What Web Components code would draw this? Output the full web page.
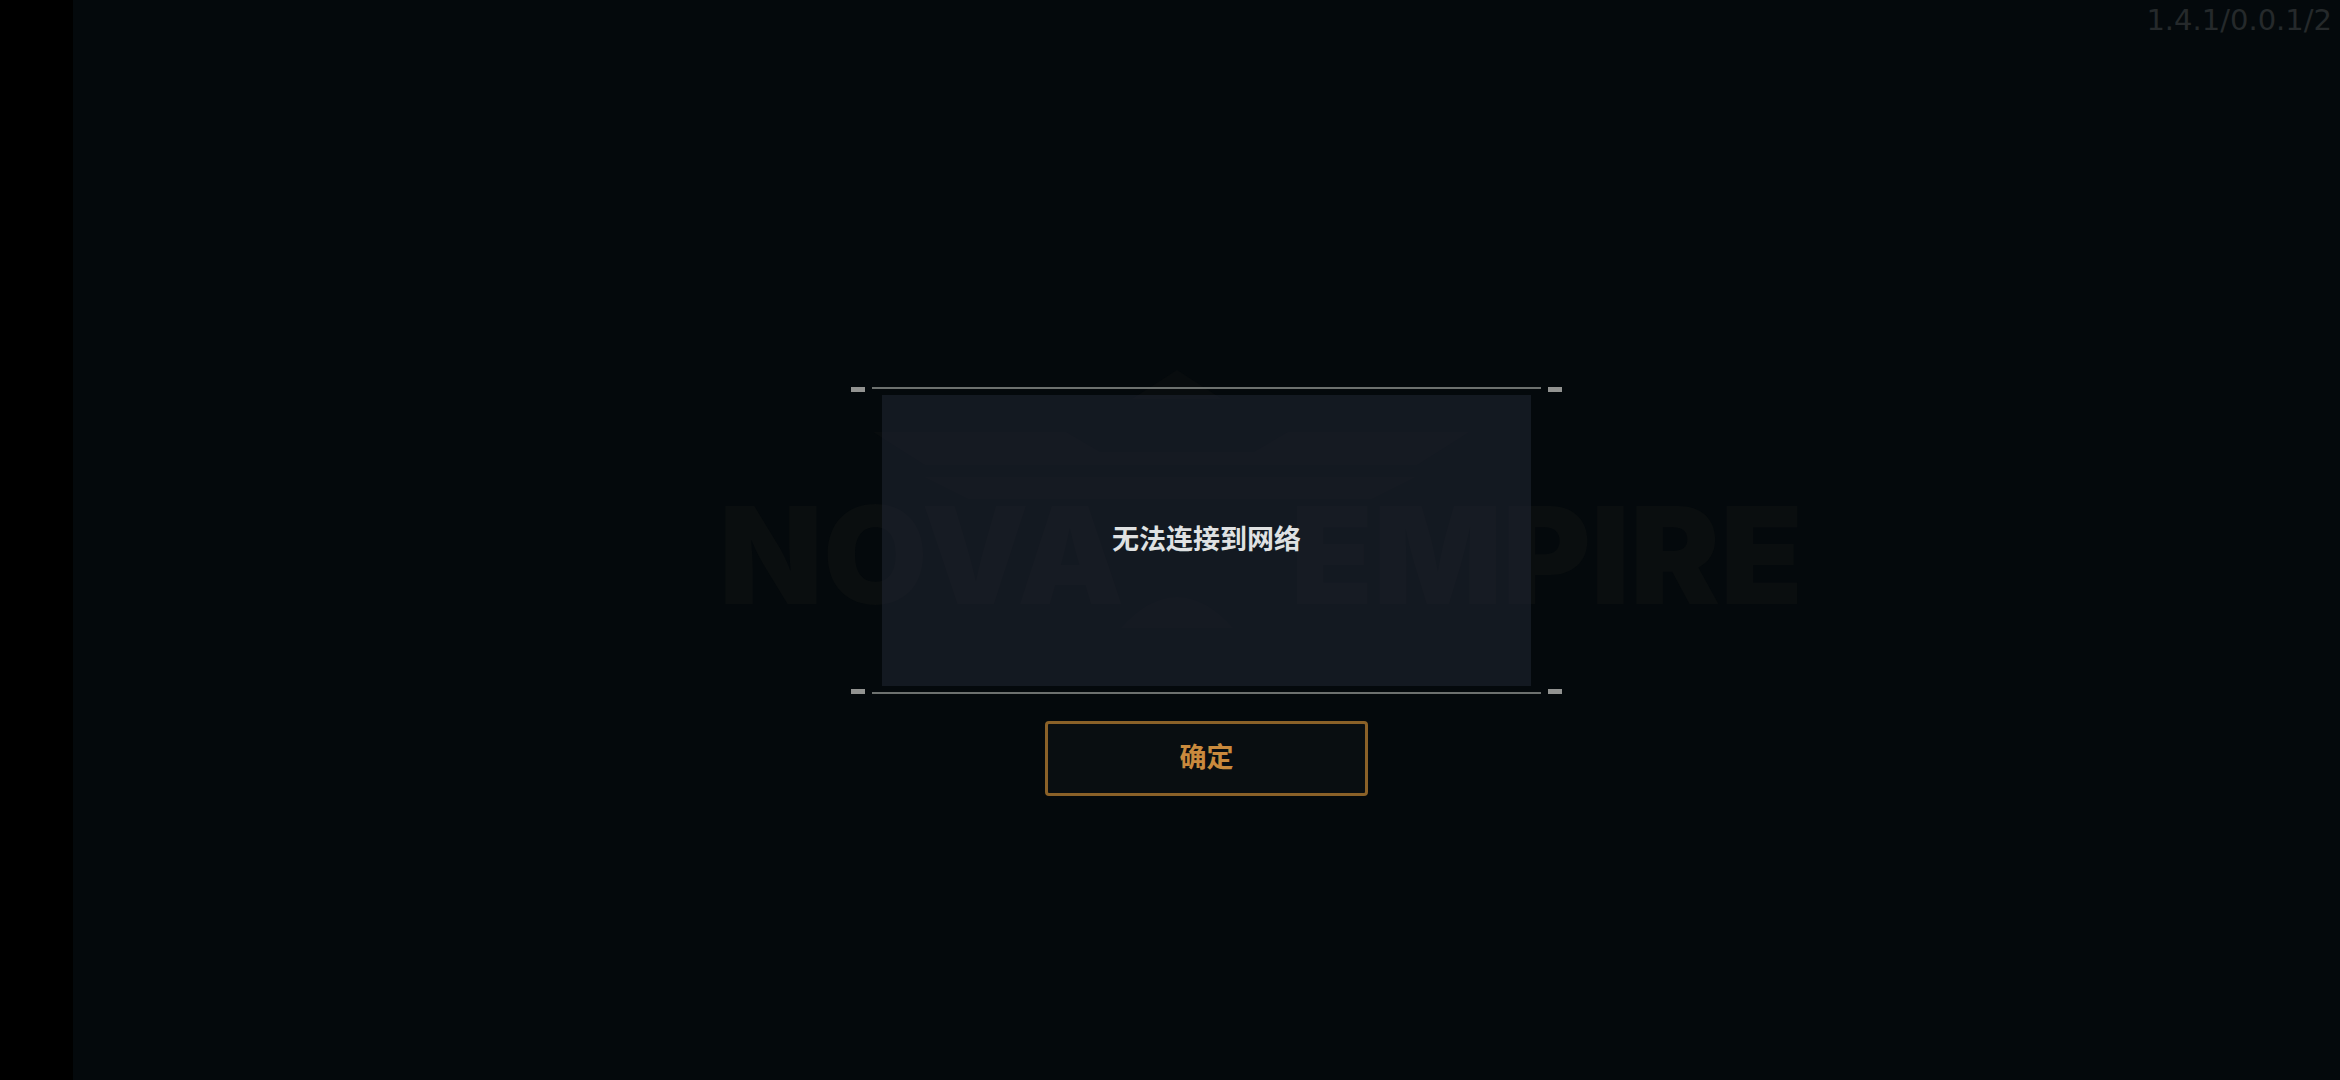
<!DOCTYPE html>
<html lang="zh-CN">
<head>
<meta charset="utf-8">
<title>Nova Empire</title>
<style>
  body {
    margin: 0;
    background: #000;
    font-family: "Noto Sans CJK SC", sans-serif;
  }
</style>
</head>
<body>
<game-screen>
  <nova-logo slot="backdrop"></nova-logo>
  <version-label slot="version">1.4.1/0.0.1/2</version-label>
  <message-frame slot="dialog">无法连接到网络</message-frame>
  <confirm-button slot="action">确定</confirm-button>
</game-screen>

<script>
class GameScreen extends HTMLElement {
  constructor() {
    super();
    this.attachShadow({ mode: "open" });
    this.shadowRoot.innerHTML = `
      <style>
        :host {
          display: grid;
          grid-template-rows: 1fr auto 1fr;
          justify-items: center;
          min-height: 100vh;
          margin-left: 73px;
          background: #04090c;
        }
        slot[name="version"]::slotted(*) {
          grid-area: 1 / 1;
          justify-self: end;
          align-self: start;
        }
        slot[name="backdrop"]::slotted(*) {
          grid-area: 1 / 1 / 4 / 2;
          align-self: center;
        }
        slot[name="dialog"]::slotted(*) {
          grid-area: 2 / 1;
          z-index: 1;
        }
        slot[name="action"]::slotted(*) {
          grid-area: 3 / 1;
          align-self: start;
          margin-top: 27px;
          z-index: 1;
        }
      </style>
      <slot name="backdrop"></slot>
      <slot name="version"></slot>
      <slot name="dialog"></slot>
      <slot name="action"></slot>
    `;
  }
}

class NovaLogo extends HTMLElement {
  constructor() {
    super();
    this.attachShadow({ mode: "open" });
    this.shadowRoot.innerHTML = `
      <style>
        :host {
          display: block;
        }
        svg {
          display: block;
          width: 1224px;
          max-width: 100%;
          height: auto;
        }
        text {
          font: 900 135px Inter, "Liberation Sans", sans-serif;
        }
      </style>
      <svg viewBox="-20 0 1224 360" aria-hidden="true">
        <g fill="#080c0e">
          <path d="M562 10l45 29h-90z"/>
          <path d="M258 72h193l34 20h154l34-20h181l-52 33H310z"/>
          <path d="M310 117h490l-44 22H354z"/>
          <path d="M506 268q56-62 112 0z"/>
        </g>
        <g fill="#0a0e0f">
          <text x="104" y="244">NOVA</text>
          <text x="1188" y="244" text-anchor="end">EMPIRE</text>
        </g>
      </svg>
    `;
  }
}

class VersionLabel extends HTMLElement {
  constructor() {
    super();
    this.attachShadow({ mode: "open" });
    this.shadowRoot.innerHTML = `
      <style>
        :host {
          display: block;
          padding: 2px 8px 0 0;
          color: #25292b;
          font: 400 29px/36px "DejaVu Sans", sans-serif;
        }
      </style>
      <slot></slot>
    `;
  }
}

class MessageFrame extends HTMLElement {
  constructor() {
    super();
    this.attachShadow({ mode: "open" });
    this.shadowRoot.innerHTML = `
      <style>
        :host {
          display: block;
        }
        .rule {
          display: flex;
          align-items: flex-start;
          gap: 7px;
          height: 5px;
        }
        .rule.bottom {
          align-items: flex-end;
        }
        .rule::before,
        .rule::after {
          content: "";
          width: 14px;
          height: 5px;
          background: #929391;
        }
        .line {
          flex: 1;
          height: 2px;
          background: #6d716f;
        }
        .panel {
          display: flex;
          align-items: center;
          justify-content: center;
          box-sizing: border-box;
          width: 649px;
          min-height: 291px;
          margin: 3px 31px;
          padding: 24px 24px 28px;
          background: rgba(34, 41, 54, 0.52);
          color: #dfe1e2;
          font-size: 27px;
          font-weight: 700;
          line-height: 40px;
        }
        p {
          margin: 0;
        }
      </style>
      <div class="rule"><span class="line"></span></div>
      <div class="panel"><p><slot></slot></p></div>
      <div class="rule bottom"><span class="line"></span></div>
    `;
  }
}

class ConfirmButton extends HTMLElement {
  constructor() {
    super();
    this.attachShadow({ mode: "open" });
    this.shadowRoot.innerHTML = `
      <style>
        :host {
          display: block;
        }
        button {
          display: block;
          width: 323px;
          height: 75px;
          padding: 0 0 4px;
          border: 3px solid #8a6128;
          border-radius: 4px;
          background: #090e11;
          color: #c98a3d;
          font-family: inherit;
          font-size: 27px;
          font-weight: 700;
          line-height: 40px;
          cursor: pointer;
        }
      </style>
      <button type="button"><slot></slot></button>
    `;
  }
}

customElements.define("game-screen", GameScreen);
customElements.define("nova-logo", NovaLogo);
customElements.define("version-label", VersionLabel);
customElements.define("message-frame", MessageFrame);
customElements.define("confirm-button", ConfirmButton);
</script>
</body>
</html>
....
→ **Set task**: Return the listing above unchanged, apart from dropping its pictures.

→ **Reply**:
What Web Components code would draw this? Output the full web page.
<!DOCTYPE html>
<html lang="zh-CN">
<head>
<meta charset="utf-8">
<title>Nova Empire</title>
<style>
  body {
    margin: 0;
    background: #000;
    font-family: "Noto Sans CJK SC", sans-serif;
  }
</style>
</head>
<body>
<game-screen>
  <nova-logo slot="backdrop"></nova-logo>
  <version-label slot="version">1.4.1/0.0.1/2</version-label>
  <message-frame slot="dialog">无法连接到网络</message-frame>
  <confirm-button slot="action">确定</confirm-button>
</game-screen>

<script>
class GameScreen extends HTMLElement {
  constructor() {
    super();
    this.attachShadow({ mode: "open" });
    this.shadowRoot.innerHTML = `
      <style>
        :host {
          display: grid;
          grid-template-rows: 1fr auto 1fr;
          justify-items: center;
          min-height: 100vh;
          margin-left: 73px;
          background: #04090c;
        }
        slot[name="version"]::slotted(*) {
          grid-area: 1 / 1;
          justify-self: end;
          align-self: start;
        }
        slot[name="backdrop"]::slotted(*) {
          grid-area: 1 / 1 / 4 / 2;
          align-self: center;
        }
        slot[name="dialog"]::slotted(*) {
          grid-area: 2 / 1;
          z-index: 1;
        }
        slot[name="action"]::slotted(*) {
          grid-area: 3 / 1;
          align-self: start;
          margin-top: 27px;
          z-index: 1;
        }
      </style>
      <slot name="backdrop"></slot>
      <slot name="version"></slot>
      <slot name="dialog"></slot>
      <slot name="action"></slot>
    `;
  }
}

class NovaLogo extends HTMLElement {
  constructor() {
    super();
    this.attachShadow({ mode: "open" });
    this.shadowRoot.innerHTML = `
      <style>
        :host {
          display: block;
        }
        svg {
          display: block;
          width: 1224px;
          max-width: 100%;
          height: auto;
        }
        text {
          font: 900 135px Inter, "Liberation Sans", sans-serif;
        }
      </style>
      <svg viewBox="-20 0 1224 360" aria-hidden="true">
        <g fill="#080c0e">
          <path d="M562 10l45 29h-90z"/>
          <path d="M258 72h193l34 20h154l34-20h181l-52 33H310z"/>
          <path d="M310 117h490l-44 22H354z"/>
          <path d="M506 268q56-62 112 0z"/>
        </g>
        <g fill="#0a0e0f">
          <text x="104" y="244">NOVA</text>
          <text x="1188" y="244" text-anchor="end">EMPIRE</text>
        </g>
      </svg>
    `;
  }
}

class VersionLabel extends HTMLElement {
  constructor() {
    super();
    this.attachShadow({ mode: "open" });
    this.shadowRoot.innerHTML = `
      <style>
        :host {
          display: block;
          padding: 2px 8px 0 0;
          color: #25292b;
          font: 400 29px/36px "DejaVu Sans", sans-serif;
        }
      </style>
      <slot></slot>
    `;
  }
}

class MessageFrame extends HTMLElement {
  constructor() {
    super();
    this.attachShadow({ mode: "open" });
    this.shadowRoot.innerHTML = `
      <style>
        :host {
          display: block;
        }
        .rule {
          display: flex;
          align-items: flex-start;
          gap: 7px;
          height: 5px;
        }
        .rule.bottom {
          align-items: flex-end;
        }
        .rule::before,
        .rule::after {
          content: "";
          width: 14px;
          height: 5px;
          background: #929391;
        }
        .line {
          flex: 1;
          height: 2px;
          background: #6d716f;
        }
        .panel {
          display: flex;
          align-items: center;
          justify-content: center;
          box-sizing: border-box;
          width: 649px;
          min-height: 291px;
          margin: 3px 31px;
          padding: 24px 24px 28px;
          background: rgba(34, 41, 54, 0.52);
          color: #dfe1e2;
          font-size: 27px;
          font-weight: 700;
          line-height: 40px;
        }
        p {
          margin: 0;
        }
      </style>
      <div class="rule"><span class="line"></span></div>
      <div class="panel"><p><slot></slot></p></div>
      <div class="rule bottom"><span class="line"></span></div>
    `;
  }
}

class ConfirmButton extends HTMLElement {
  constructor() {
    super();
    this.attachShadow({ mode: "open" });
    this.shadowRoot.innerHTML = `
      <style>
        :host {
          display: block;
        }
        button {
          display: block;
          width: 323px;
          height: 75px;
          padding: 0 0 4px;
          border: 3px solid #8a6128;
          border-radius: 4px;
          background: #090e11;
          color: #c98a3d;
          font-family: inherit;
          font-size: 27px;
          font-weight: 700;
          line-height: 40px;
          cursor: pointer;
        }
      </style>
      <button type="button"><slot></slot></button>
    `;
  }
}

customElements.define("game-screen", GameScreen);
customElements.define("nova-logo", NovaLogo);
customElements.define("version-label", VersionLabel);
customElements.define("message-frame", MessageFrame);
customElements.define("confirm-button", ConfirmButton);
</script>
</body>
</html>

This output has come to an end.